Mr. Murray explained that he expects to produce new evidence to show that Cashin had no part in the hold-up, in which Detective Dominick Pape shot and killed one of the two gunmen, Albert Checcia, after Checcia had shot Detective Scheuing.


New York Times; Jul 20, 1932; pg. 18


Youth Was Convicted as Killer of Detective in Speakeasy -- Two Other Sentences Affirmed.

ALBANY, N. Y., July 19 (AP). -- The New York Court of Appeals ordered Harry Cashin from a death cell at Sing Sing today by granting him a new trial, but affirmed the death sentences of Luke O'Neil and George Harris. All were from New York.

Judge Koenig sentenced Cashin, who is 20 years old, in General Sessions on Dec. 10, after his conviction of first-degree murder in the shooting of Detective Christopher Scheuing during a hold-up in a speakeasy in lower Lexington Avenue.

O'Neil was convicted on Feb. 26 of strangling Miss Catherine Gore, a cripple, in the hallway of her home at 313 East Seventy-seventh Street on Sept. 13, 1925. He was captured after six years.

Harris was found guilty of the murder of Patrolman Patrick Mitchell of the West 152d Street station on June 20, 1930, while fleeing from the scene of a hold-up at Amsterdam Avenue and 126th Street.


New York Times; Mar 31, 1933; pg. 9

Cashin, Who Spent 7 Months in Death House, Freed by Court.

Harry F. Cashin, 21 years old, who spent seven months in the death house at Sing Sing under sentence to die in the electric chair for the murder of Detective. Christopher W. Scheuing in a speakeasy hold-up at 49 Lexington Avenue in February, 1931, was discharged yesterday by Judge Donnellan in General Sessions. Cashin was removed from the death house to the Tombs last July, when his conviction was reversed by the Court of Appeals for want of sufficient evidence and a new trial ordered.

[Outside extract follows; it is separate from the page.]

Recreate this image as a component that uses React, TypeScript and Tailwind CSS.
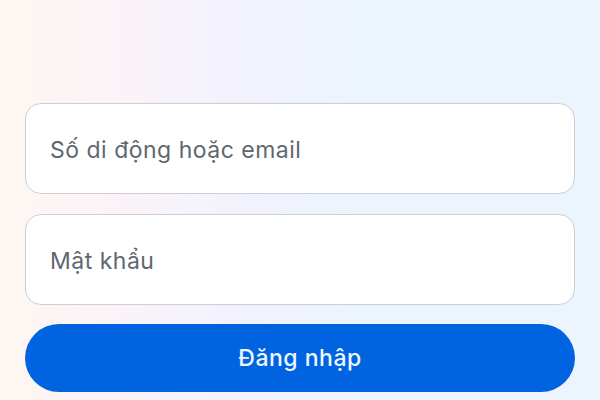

Gladys Clayton, a dancer, had identified Cashin as the man who shot Scheuing at the same time that Scheuing's partner, Detective Dominick Pape, shot and killed Albert Checcia as one of the robbers. Cashin was arrested several days after the hold-up.

John F. Joyce, Assistant District Attorney, told Judge Donnellan yesterday the State had no further evidence.